Task to carry out
Output the material word for word. Leave each picture out.

Given data
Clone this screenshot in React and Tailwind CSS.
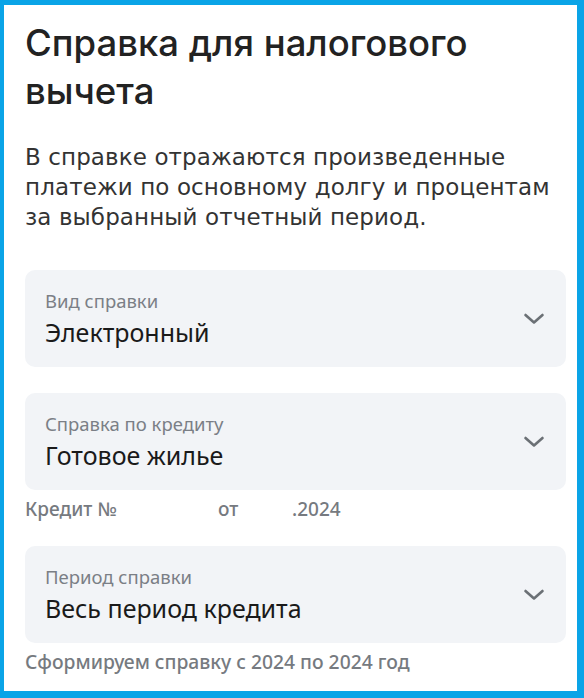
import React from "react";

const Chevron = () => (
  <svg width="22" height="12" viewBox="0 0 22 12" fill="none" className="shrink-0">
    <path d="M2.5 2l8.5 7.5 8.5-7.5" stroke="#6b7075" strokeWidth="2.6" strokeLinecap="round" strokeLinejoin="round" />
  </svg>
);

const SelectField = ({ label, value }) => (
  <div className="flex items-center justify-between rounded-[10px] bg-[#f2f4f7] h-[97px] pl-[20px] pr-[21px]">
    <div className="flex flex-col">
      <span className="text-[18.5px] leading-[21px] text-[#7b7f86]">{label}</span>
      <span className="mt-[5px] text-[25px] leading-[32px] text-[#1a1a1a]">{value}</span>
    </div>
    <Chevron />
  </div>
);

export default function App() {
  return (
    <div className="w-[584px] h-[698px] bg-white border-[#0aa4e7] border-l-4 border-t-[5px] border-r-[7px] border-b-[7px] pl-[21px] pr-[11px] pt-[14px] font-['Noto_Sans',sans-serif]">
      {/* Title */}
      <h1 className="font-['Inter',sans-serif] font-medium text-[36.5px] leading-[48px] text-[#222222] whitespace-nowrap">
        Справка для налогового
        <br />
        вычета
      </h1>

      <p className="mt-[27px] font-['DejaVu_Sans',sans-serif] text-[23px] leading-[30px] tracking-[0.1px] text-[#333333] whitespace-nowrap">
        В справке отражаются произведенные
        <br />
        платежи по основному долгу и процентам
        <br />
        за выбранный отчетный период.
      </p>

      <div className="mt-[38px]">
        <SelectField label="Вид справки" value="Электронный" />
      </div>

      <div className="mt-[26px]">
        <SelectField label="Справка по кредиту" value="Готовое жилье" />
        <div className="mt-[8px] flex text-[19px] leading-[22px] font-medium text-[#767a80]">
          <span className="w-[193px]">Кредит №</span>
          <span className="w-[74px]">от</span>
          <span>.2024</span>
        </div>
      </div>

      <div className="mt-[26px]">
        <SelectField label="Период справки" value="Весь период кредита" />
        <p className="mt-[8px] text-[19.3px] leading-[22px] font-medium text-[#767a80]">
          Сформируем справку с 2024 по 2024 год
        </p>
      </div>
    </div>
  );
}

Solution for this exercise
Clone this screenshot in React and Tailwind CSS.
import React from "react";

const Chevron = () => (
  <svg width="22" height="12" viewBox="0 0 22 12" fill="none" className="shrink-0">
    <path d="M2.5 2l8.5 7.5 8.5-7.5" stroke="#6b7075" strokeWidth="2.6" strokeLinecap="round" strokeLinejoin="round" />
  </svg>
);

const SelectField = ({ label, value }) => (
  <div className="flex items-center justify-between rounded-[10px] bg-[#f2f4f7] h-[97px] pl-[20px] pr-[21px]">
    <div className="flex flex-col">
      <span className="text-[18.5px] leading-[21px] text-[#7b7f86]">{label}</span>
      <span className="mt-[5px] text-[25px] leading-[32px] text-[#1a1a1a]">{value}</span>
    </div>
    <Chevron />
  </div>
);

export default function App() {
  return (
    <div className="w-[584px] h-[698px] bg-white border-[#0aa4e7] border-l-4 border-t-[5px] border-r-[7px] border-b-[7px] pl-[21px] pr-[11px] pt-[14px] font-['Noto_Sans',sans-serif]">
      {/* Title */}
      <h1 className="font-['Inter',sans-serif] font-medium text-[36.5px] leading-[48px] text-[#222222] whitespace-nowrap">
        Справка для налогового
        <br />
        вычета
      </h1>

      <p className="mt-[27px] font-['DejaVu_Sans',sans-serif] text-[23px] leading-[30px] tracking-[0.1px] text-[#333333] whitespace-nowrap">
        В справке отражаются произведенные
        <br />
        платежи по основному долгу и процентам
        <br />
        за выбранный отчетный период.
      </p>

      <div className="mt-[38px]">
        <SelectField label="Вид справки" value="Электронный" />
      </div>

      <div className="mt-[26px]">
        <SelectField label="Справка по кредиту" value="Готовое жилье" />
        <div className="mt-[8px] flex text-[19px] leading-[22px] font-medium text-[#767a80]">
          <span className="w-[193px]">Кредит №</span>
          <span className="w-[74px]">от</span>
          <span>.2024</span>
        </div>
      </div>

      <div className="mt-[26px]">
        <SelectField label="Период справки" value="Весь период кредита" />
        <p className="mt-[8px] text-[19.3px] leading-[22px] font-medium text-[#767a80]">
          Сформируем справку с 2024 по 2024 год
        </p>
      </div>
    </div>
  );
}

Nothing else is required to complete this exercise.